→ **AIM OF THE TASK**
Return the lines below that carry the word "this".

========================

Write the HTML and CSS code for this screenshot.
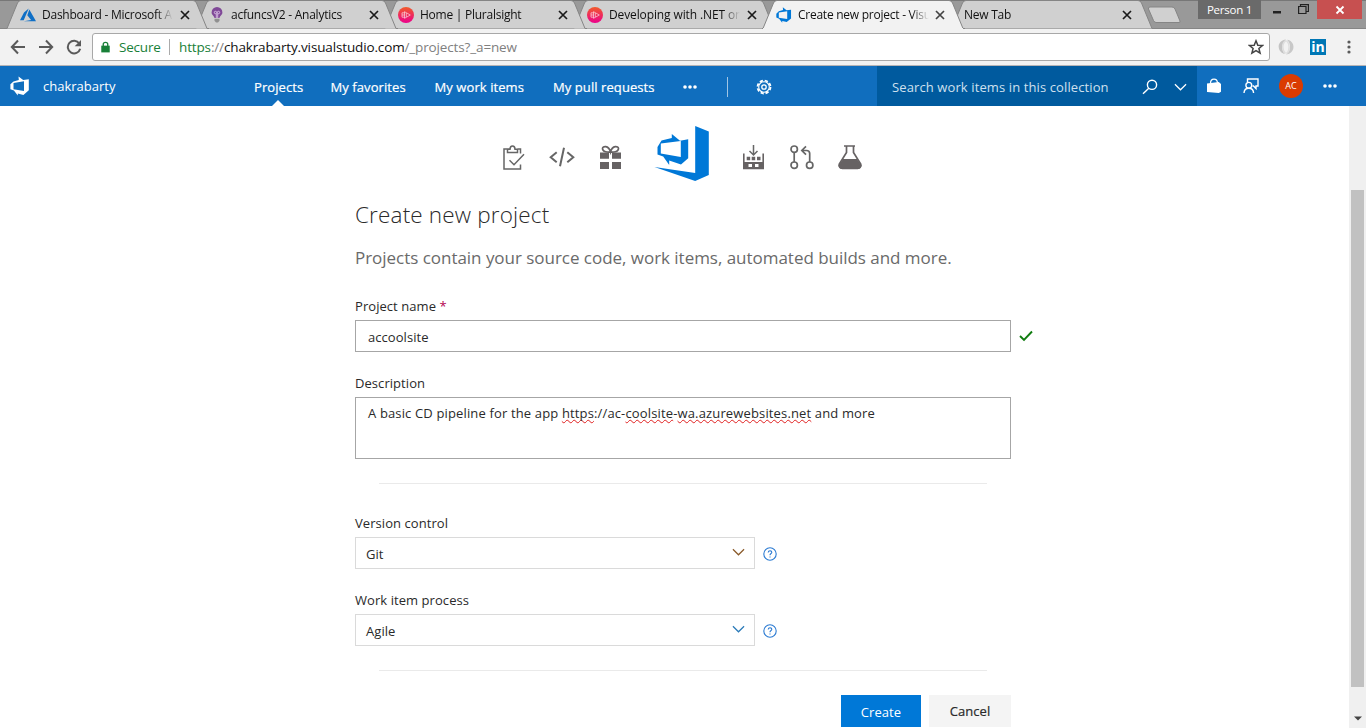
FILE: index.html
```html
<!DOCTYPE html>
<html lang="en">
<head>
<meta charset="utf-8">
<title>Create new project - Visual Studio Team Services</title>
<link rel="stylesheet" href="styles.css">
</head>
<body>
<svg class="defs" width="0" height="0">
  <defs>
    <linearGradient id="ps" x1="0" y1="0" x2="0" y2="1"><stop offset="0" stop-color="#f15b2a"/><stop offset="1" stop-color="#ec008c"/></linearGradient>
    <symbol id="tab" viewBox="0 0 203 29"><path d="M0 28.5H1L11.5 3Q12.500 .5 15 .5H187Q189.500 .5 190.500 3L201 28.500H203"/></symbol>
    <symbol id="close" viewBox="0 0 10 10"><path d="M1 1L9 9M9 1L1 9" fill="none" stroke="currentColor" stroke-width="1.7"/></symbol>
    <symbol id="pluralsight" viewBox="0 0 16 16"><circle cx="8" cy="8" r="8" fill="url(#ps)"/><path d="M6.500 4.700L12.300 8L6.500 11.300ZM6.500 5.800H4V10.200H6.500M4 8H6.500M8.300 6V10" fill="none" stroke="#fff" stroke-opacity=".7" stroke-width=".8"/></symbol>
    <symbol id="vsts" viewBox="0 0 20 20"><path fill-rule="evenodd" d="M3.500 5.400L8.800 3.900L8.500 .4L13.200 4L18.800 3.300V14.300L13.400 18.900L7.800 17.500V19.600L3.900 14.600L.4 13.200V8.300ZM3.500 7V13.300L14 14.900V5.200Z"/></symbol>
    <symbol id="more" viewBox="0 0 14 4"><circle cx="2" cy="2" r="1.800"/><circle cx="7" cy="2" r="1.800"/><circle cx="12" cy="2" r="1.800"/></symbol>
    <symbol id="chev" viewBox="0 0 14 8"><path d="M1 1L7 7L13 1" fill="none" stroke="currentColor" stroke-width="1.300"/></symbol>
    <symbol id="help" viewBox="0 0 14 14"><circle cx="7" cy="7" r="6.200" fill="none" stroke="#2a7ad2" stroke-width="1.100"/><path d="M5.200 5.500Q5.300 3.800 7.100 3.800Q8.800 3.900 8.800 5.300Q8.800 6.200 7.800 6.800Q7 7.300 7 8.300M7 9.400V10.600" fill="none" stroke="#2a7ad2" stroke-width="1.100"/></symbol>
  </defs>
</svg>

<div class="tabstrip">
  <div class="tab t1">
    <svg class="shape"><use href="#tab"/></svg>
    <svg class="favicon" viewBox="0 0 16 16"><path fill="#0f6fc6" d="M8.700 1.500L4 5.500L0 13.200H3.700ZM9.300 2.600L7.300 8.200L11.100 13L3.800 14.300H16Z"/></svg>
    <span class="title">Dashboard - Microsoft A</span>
    <svg class="close"><use href="#close"/></svg>
  </div>
  <div class="tab t2">
    <svg class="shape"><use href="#tab"/></svg>
    <svg class="favicon" viewBox="0 0 16 16"><path fill="#804998" d="M8 0A5.400 5.400 0 0 1 13.400 5.400C13.400 8 10.900 8.500 10.500 11H5.500C5.100 8.500 2.600 8 2.600 5.400A5.400 5.400 0 0 1 8 0Z"/><path d="M7.300 11V6.500M8.700 11V6.500" stroke="#e5cdef" stroke-width=".8"/><circle cx="6.500" cy="5.500" r="1.200" fill="none" stroke="#e5cdef" stroke-width=".8"/><circle cx="9.500" cy="5.500" r="1.200" fill="none" stroke="#e5cdef" stroke-width=".8"/><path fill="#909090" d="M5.500 11.700H10.500V13.700L9 15.500H7L5.500 13.700Z"/></svg>
    <span class="title">acfuncsV2 - Analytics</span>
    <svg class="close"><use href="#close"/></svg>
  </div>
  <div class="tab t3">
    <svg class="shape"><use href="#tab"/></svg>
    <svg class="favicon"><use href="#pluralsight"/></svg>
    <span class="title">Home | Pluralsight</span>
    <svg class="close"><use href="#close"/></svg>
  </div>
  <div class="tab t4">
    <svg class="shape"><use href="#tab"/></svg>
    <svg class="favicon"><use href="#pluralsight"/></svg>
    <span class="title">Developing with .NET on</span>
    <svg class="close"><use href="#close"/></svg>
  </div>
  <div class="tab t5 active">
    <svg class="shape"><use href="#tab"/></svg>
    <svg class="favicon blue"><use href="#vsts"/></svg>
    <span class="title">Create new project - Visu</span>
    <svg class="close"><use href="#close"/></svg>
  </div>
  <div class="tab t6">
    <svg class="shape"><use href="#tab"/></svg>
    <span class="title">New Tab</span>
    <svg class="close"><use href="#close"/></svg>
  </div>
  <svg class="newtab" viewBox="0 0 34 18"><path d="M3 1H25Q27 1 28 3L33 15Q33.500 16.500 32 16.500H9Q7.500 16.500 6.500 14.500L1.500 3Q1 1 3 1Z" fill="#d0d0d0" stroke="#858585"/></svg>
  <div class="window">
    <span class="person">Person 1</span>
    <svg class="min" viewBox="0 0 8 3"><path d="M0 0H8V2.500H0Z" fill="#222"/></svg>
    <svg class="restore" viewBox="0 0 11 10"><path d="M.6 2.500H8V9.500H.6ZM2.500 2.500V.6H10.400V7.500H8" fill="none" stroke="#222" stroke-width="1.200"/></svg>
    <span class="exit"><svg viewBox="0 0 10 10"><path d="M1.500 1.500L8.500 8.500M8.500 1.500L1.500 8.500" stroke="#fff" stroke-width="1.800"/></svg></span>
  </div>
</div>

<div class="toolbar">
  <svg class="nav" viewBox="0 0 16 16"><path d="M15 8H2M8 1.500L1.800 8L8 14.500" /></svg>
  <svg class="nav" viewBox="0 0 16 16"><path d="M1 8H14M8 1.500L14.200 8L8 14.500" /></svg>
  <svg class="nav" viewBox="0 0 16 16"><path d="M13.300 4.500A6.300 6.300 0 1 0 14.200 9.800"/><path class="solid" d="M15 1V7.200H8.700Z"/></svg>
  <div class="address">
    <svg class="lock" viewBox="0 0 10 12"><path d="M2.500 5V3A2.500 2.200 0 0 1 7.500 3V5" fill="none" stroke="#188038" stroke-width="1.500"/><path d="M.3 4.500H9.700V12H.3Z" fill="#188038"/></svg>
    <span class="secure">Secure</span>
    <span class="url"><span class="green">https</span><span class="gray">://</span>chakrabarty.visualstudio.com<span class="gray">/_projects?_a=new</span></span>
    <svg class="star" viewBox="0 0 16 16"><path d="M8 1.800L9.800 6.200L14.500 6.500L10.900 9.500L12.100 14.200L8 11.600L3.900 14.200L5.100 9.500L1.500 6.500L6.200 6.200Z" fill="none" stroke="#444" stroke-width="1.500"/></svg>
  </div>
  <svg class="ext" viewBox="0 0 16 16"><path d="M8 .5C3 1 0 4.500 .8 9C1.300 12 4 14.500 7 15C3.500 12 2.800 4.500 8 .5Z" fill="#c4c4c4"/><path d="M9 .8C14 1.500 16.300 5.500 15.200 10C14.300 13 11.500 15.300 8 15.500C13 12.500 13.300 5 9 .8Z" fill="#c8c8c8"/><path d="M8 1.500C3.800 4 3.800 11 7.500 14.500M8.500 1.500C12 5 12 11.500 8.500 14.500" fill="none" stroke="#dedede" stroke-width="1.500"/></svg>
  <span class="linkedin">in</span>
  <svg class="menu" viewBox="0 0 4 14"><circle cx="2" cy="2" r="1.600"/><circle cx="2" cy="7" r="1.600"/><circle cx="2" cy="12" r="1.600"/></svg>
</div>

<header class="header">
  <svg class="brand"><use href="#vsts"/></svg>
  <span class="account">chakrabarty</span>
  <nav class="links">
    <span class="link current l1">Projects</span>
    <span class="link l2">My favorites</span>
    <span class="link l3">My work items</span>
    <span class="link l4">My pull requests</span>
    <svg class="dots"><use href="#more"/></svg>
    <i class="rule"></i>
    <svg class="gear" viewBox="0 0 16 16"><circle cx="8" cy="8" r="6.500" stroke-width="1.800" stroke-dasharray="3.200 1.905"/><circle cx="8" cy="8" r="5.300" stroke-width="1.100"/><circle cx="8" cy="8" r="2.200" stroke-width="1.300"/></svg>
  </nav>
  <div class="search">
    <span>Search work items in this collection</span>
    <svg class="lens" viewBox="0 0 16 16"><circle cx="10" cy="5.800" r="4.600"/><path d="M6.800 9.200L1 14.800"/></svg>
    <svg class="down"><use href="#chev"/></svg>
  </div>
  <div class="tools">
    <svg class="bag" viewBox="0 0 16 16"><path fill="#fff" d="M1 5.500L12.800 4L15 6V13.800L12.800 15L1 14Z"/><path d="M4.500 5.500Q4.500 1.200 8 1.200Q11.200 1.200 11.500 5" fill="none" stroke="#fff" stroke-width="1.300"/></svg>
    <svg class="feedback" viewBox="0 0 16 16"><path d="M4.500 4V1H15V8H13V10.500L10.500 8H9.500"/><circle cx="5.800" cy="7.300" r="2.900"/><path d="M1 15C1.200 12 3 10.300 5.800 10.300S10.400 12 10.600 15"/></svg>
    <span class="avatar">AC</span>
    <svg class="dots"><use href="#more"/></svg>
  </div>
</header>

<div class="page">
  <main class="form">
    <div class="hero">
      <svg class="h1i" viewBox="0 0 22 25"><path d="M6.500 4H1V24H17.500V19.500M14.500 4H17.500V8.500M4.500 7.500V4.300H7Q7 1 9.500 1T12 4.300H14.500V7.500ZM6.500 15.300L11 19.800L21 9.300" fill="none" stroke="#666" stroke-width="1.500"/></svg>
      <svg class="h2i" viewBox="0 0 26 20"><path d="M7.700 5.200L1.700 10.200L7.700 15.200M18.300 5.200L24.300 10.200L18.300 15.200M15 .8L11 19.300" fill="none" stroke="#666" stroke-width="2"/></svg>
      <svg class="h3i" viewBox="0 0 21 25"><path d="M0 7.500H9V13.700H0ZM12 7.500H21V13.700H12ZM0 17H9V24H0ZM12 17H21V24H12Z" fill="#666263"/><path d="M10.500 7C8 7.500 2.500 7 2.500 3.500C2.500 1 8.500 -.2 10.500 7C12.500 -.2 18.500 1 18.500 3.500C18.500 7 13 7.500 10.500 7Z" fill="none" stroke="#666263" stroke-width="1.700"/></svg>
      <svg class="logo" viewBox="0 0 54 56"><path fill="#0078d7" d="M40.700 0L54.300 5.500V49L40.700 55L0 41L40.700 47Z"/><path fill="#0078d7" fill-rule="evenodd" d="M3 21L7 14.500L17.300 12V8L25.500 14.700L33.700 13.300V32.300L26.500 38.500L14.700 34.500V39L8.700 30.500L3 28.500ZM6.300 17.500V27.500L26.300 31V15Z"/></svg>
      <svg class="h4i" viewBox="0 0 21 25"><path d="M.8 8.500V23.500H20.200V8.500" fill="none" stroke="#666263" stroke-width="1.600"/><path fill="#666263" fill-rule="evenodd" d="M3.700 11.700H7.200V15.200H3.700ZM8.700 11.700H12.200V15.200H8.700ZM14 11.700H17.500V15.200H14ZM0 17H21V24H0ZM5.500 19V22H9V19ZM12 19V22H15.500V19Z"/><path d="M10.500 0V10M6.500 6L10.500 10L14.500 6" fill="none" stroke="#666" stroke-width="1.500"/></svg>
      <svg class="h5i" viewBox="0 0 24 25"><g fill="none" stroke="#666" stroke-width="1.700"><circle cx="4.200" cy="4.200" r="3.200"/><circle cx="4.200" cy="20.200" r="3.200"/><circle cx="19.700" cy="20.200" r="3.200"/><path d="M4.200 7.500V17M19.700 17V8.500Q19.700 5.500 16.500 5.500H12M16 1.300L11.800 5.500L16 9.700"/></g></svg>
      <svg class="h6i" viewBox="0 0 24 25"><path d="M6 1H17M8.500 1V7.500L1.300 19Q.5 23 4.500 23.500H19.500Q23.500 23 22.700 19L15.500 7.500V1" fill="none" stroke="#666263" stroke-width="1.700"/><path fill="#666263" d="M5 14H19L23.500 20.500Q23 24 19.500 24H4.500Q1 24 .5 20.500Z"/></svg>
    </div>
    <h1>Create new project</h1>
    <p class="lead">Projects contain your source code, work items, automated builds and more.</p>
    <label class="label">Project name <span class="req">*</span></label>
    <div class="row">
      <div class="input">accoolsite</div>
      <svg class="check" viewBox="0 0 14 12"><path d="M1 6L5 10L13 1.500" fill="none" stroke="#107c10" stroke-width="1.900"/></svg>
    </div>
    <label class="label desc">Description</label>
    <div class="textarea">A basic CD pipeline for the app <u>https</u>://ac-<u>coolsite</u>-<u>wa.azurewebsites.net</u> and more</div>
    <hr>
    <label class="label vc">Version control</label>
    <div class="row">
      <div class="select"><span>Git</span><svg class="arrow git"><use href="#chev"/></svg></div>
      <svg class="help"><use href="#help"/></svg>
    </div>
    <label class="label wp">Work item process</label>
    <div class="row">
      <div class="select"><span>Agile</span><svg class="arrow"><use href="#chev"/></svg></div>
      <svg class="help"><use href="#help"/></svg>
    </div>
    <hr>
    <div class="buttons"><span class="btn primary">Create</span><span class="btn">Cancel</span></div>
  </main>
  <div class="scrollbar"><i class="thumb"></i><svg viewBox="0 0 8 5"><path d="M0 .5H8L4 4.500Z" fill="#444"/></svg></div>
</div>
</body>
</html>
```
FILE: styles.css
```css
* { box-sizing: border-box; }
body {
  margin: 0;
  width: 1366px;
  height: 728px;
  overflow: hidden;
  display: flex;
  flex-direction: column;
  background: #fff;
  color: #2a2a2a;
  font: 13px/18px "Open Sans", "Noto Sans", sans-serif;
  white-space: nowrap;
}
svg { flex: none; display: block; }
.defs { position: absolute; }

/* Tab strip */
.tabstrip {
  flex: none;
  height: 29px;
  display: flex;
  padding-left: 6px;
  background: #999;
  border-top: 1px solid #777;
  box-shadow: inset 0 -1px #858585;
}
.tab {
  position: relative;
  flex: none;
  width: 189px;
  height: 28px;
  display: flex;
  align-items: center;
  padding-left: 14px;
  font-size: 12px;
  letter-spacing: -.25px;
  color: #111;
}
.tab > * { position: relative; }
.tab .shape {
  position: absolute;
  left: 0;
  top: -1px;
  width: 203px;
  height: 29px;
  fill: #d0d0d0;
  stroke: #858585;
}
.t1 { z-index: 6; }
.t2 { z-index: 5; }
.t3 { z-index: 4; }
.t4 { z-index: 3; letter-spacing: -.12px; }
.t5 { z-index: 7; }
.t6 { z-index: 1; width: 188px; padding-left: 13px; }
.active .shape { fill: #f2f2f2; }
.active::after {
  content: "";
  position: absolute;
  left: 1px;
  bottom: 0;
  width: 200px;
  height: 1px;
  background: #f2f2f2;
}
.favicon { width: 16px; height: 16px; }
.blue { fill: #0078d7; }
.title {
  margin-left: 6px;
  width: 132px;
  -webkit-mask-image: linear-gradient(90deg, #000 114px, transparent 131px);
  mask-image: linear-gradient(90deg, #000 114px, transparent 131px);
}
.t6 .title { margin-left: 0; width: 152px; }
.close { width: 10px; height: 10px; margin-left: 6px; color: #1a1a1a; }
.t5 .close { margin-left: 5px; color: #444; }
.newtab { width: 34px; height: 18px; margin: 5px 0 0 8px; }
.window { flex: 1; display: flex; align-items: flex-start; margin-top: -1px; margin-left: 17px; }
.person {
  width: 63px;
  height: 19px;
  background: #6a6a6a;
  color: #fff;
  font-size: 11.500px;
  letter-spacing: -.25px;
  text-align: center;
  line-height: 19px;
}
.min { width: 8px; height: 3px; margin: 11px 0 0 12px; }
.restore { width: 11px; height: 10px; margin: 4px 0 0 17px; }
.exit {
  width: 45px;
  height: 19px;
  margin-left: 8px;
  display: flex;
  align-items: center;
  justify-content: center;
  background: #c75050;
}
.exit svg { width: 10px; height: 10px; }

/* Toolbar */
.toolbar {
  flex: none;
  height: 37px;
  display: flex;
  align-items: center;
  padding: 0 13px 0 10px;
  background: #f2f2f2;
  border-bottom: 1px solid #b6b4b6;
}
.nav { width: 16px; height: 16px; margin-right: 12px; fill: none; stroke: #5a5a5a; stroke-width: 2; }
.nav .solid { fill: #5a5a5a; stroke: none; }
.address {
  width: 1178px;
  height: 28px;
  margin-left: -2px;
  display: flex;
  align-items: center;
  padding-left: 8px;
  background: #fff;
  border: 1px solid #a8a8a8;
  border-radius: 3px;
  font-size: 13.500px;
}
.lock { width: 9px; height: 12px; }
.secure { width: 51px; margin-left: 9px; color: #188038; border-right: 1px solid #aaa; line-height: 16px; letter-spacing: -.2px; }
.url { margin-left: 9px; color: #111; letter-spacing: -.14px; }
.green { color: #188038; }
.gray { color: #808080; }
.star { width: 16px; height: 16px; margin-left: auto; margin-right: 5px; }
.ext { width: 16px; height: 16px; margin-left: 8px; }
.linkedin {
  width: 16px;
  height: 16px;
  margin-left: 16px;
  background: #0077b5;
  color: #fff;
  font: bold 14px/15px "Open Sans", sans-serif;
  text-align: center;
}
.menu { width: 4px; height: 14px; margin-left: 21px; fill: #5a5a5a; }

/* Product header */
.header {
  flex: none;
  height: 40px;
  display: flex;
  align-items: center;
  background: #106ebe;
  color: #fff;
}
.brand { width: 20px; height: 20px; margin-left: 10px; fill: #fff; }
.account { width: 211px; margin-left: 13px; }
.links { display: flex; align-items: center; height: 40px; width: 623px; padding-top: 2px; letter-spacing: .08px; -webkit-text-stroke: .2px #fff; }
.link { position: relative; }
.l1 { width: 76.500px; }
.l2 { width: 104px; }
.l3 { width: 118.500px; }
.l4 { width: 130px; }
.current::after {
  content: "";
  position: absolute;
  left: 18px;
  bottom: -10px;
  border: 6px solid transparent;
  border-top: 0;
  border-bottom-color: #fff;
}
.dots { width: 14px; height: 4px; fill: #fff; }
.rule { width: 1px; height: 20px; margin-left: 30px; background: #a0c5e5; }
.gear { width: 16px; height: 16px; margin-left: 28px; fill: none; stroke: #fff; }
.search {
  width: 320px;
  height: 40px;
  display: flex;
  align-items: center;
  padding: 2px 0 0 15px;
  background: #005a9e;
  color: #cfe0ee;
}
.search span { width: 250px; letter-spacing: .11px; }
.lens { width: 16px; height: 16px; fill: none; stroke: #fff; stroke-width: 1.400; }
.down { width: 13px; height: 8px; margin-left: 16px; color: #fff; }
.tools { display: flex; align-items: center; height: 40px; }
.bag { width: 16px; height: 16px; margin-left: 9px; }
.feedback { width: 16px; height: 16px; margin-left: 21px; fill: none; stroke: #fff; stroke-width: 1.400; }
.avatar {
  width: 24px;
  height: 24px;
  margin: 0 20px;
  border-radius: 50%;
  background: #da3b01;
  font-size: 9px;
  line-height: 24px;
  text-align: center;
}

/* Page */
.page { flex: none; height: 622px; display: flex; }
.form { width: 1349px; flex: none; padding: 20px 0 0 355px; letter-spacing: .06px; }
.hero { display: flex; height: 56px; margin-left: 148px; }
.h1i { width: 22px; height: 25px; margin-top: 19px; }
.h2i { width: 26px; height: 20px; margin: 21px 0 0 24px; }
.h3i { width: 21px; height: 25px; margin: 19px 0 0 25px; }
.logo { width: 55px; height: 56px; margin-left: 33px; }
.h4i { width: 21px; height: 25px; margin: 19px 0 0 34px; }
.h5i { width: 24px; height: 25px; margin: 19px 0 0 26px; }
.h6i { width: 24px; height: 25px; margin: 19px 0 0 24px; }
h1 { margin: 17px 0 0; font-size: 22.500px; line-height: 32px; font-weight: 300; letter-spacing: .16px; }
.lead { margin: 13px 0 0; font-size: 17px; line-height: 27px; height: 26px; color: #6a6a6a; letter-spacing: -.03px; }
.label { display: block; margin-top: 26px; line-height: 20px; height: 20px; }
.req { color: #b4004e; }
.row { display: flex; align-items: center; }
.input {
  width: 656px;
  height: 32px;
  margin-top: 4px;
  padding: 7px 12px 5px;
  border: 1px solid #a6a6a6;
}
.check { width: 14px; height: 12px; margin: 4px 0 0 8px; }
.label.desc { margin-top: 21px; }
.textarea { width: 656px; height: 62px; margin-top: 4px; padding: 6px 12px; border: 1px solid #a6a6a6; letter-spacing: .145px; }
.textarea u { text-decoration: underline wavy #e02020 .7px; text-underline-offset: 1px; text-decoration-skip-ink: none; }
hr { width: 608px; height: 1px; margin: 24px 0 0 24px; border: 0; background: #eaeaea; }
.label.vc { margin-top: 29px; }
.label.wp { margin-top: 21px; }
.select {
  width: 400px;
  height: 32px;
  margin-top: 4px;
  display: flex;
  align-items: center;
  padding: 2px 9px 0 10px;
  border: 1px solid #dadada;
}
.arrow { width: 13px; height: 8px; margin: -4px 0 0 auto; color: #2a7ab8; }
.arrow.git { color: #8a5a2a; }
.help { width: 14px; height: 14px; margin: 5px 0 0 8px; }
.buttons { display: flex; gap: 8px; margin: 24px 0 0 486px; }
.btn { width: 82px; height: 32px; padding-top: 7px; background: #f4f4f4; text-align: center; -webkit-text-stroke: .2px; }
.btn.primary { width: 80px; background: #0078d7; color: #fff; padding-top: 8px; -webkit-text-stroke: 0; }
.scrollbar { flex: 1; display: flex; flex-direction: column; align-items: center; background: #f0f0f0; }
.thumb { width: 13px; height: 497px; margin-top: 84px; background: #c1c1c1; }
.scrollbar svg { width: 8px; height: 5px; margin-top: 29px; }
```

========================

→ **EXERCISE OUTPUT**
Write the HTML and CSS code for this screenshot.
    <span>Search work items in this collection</span>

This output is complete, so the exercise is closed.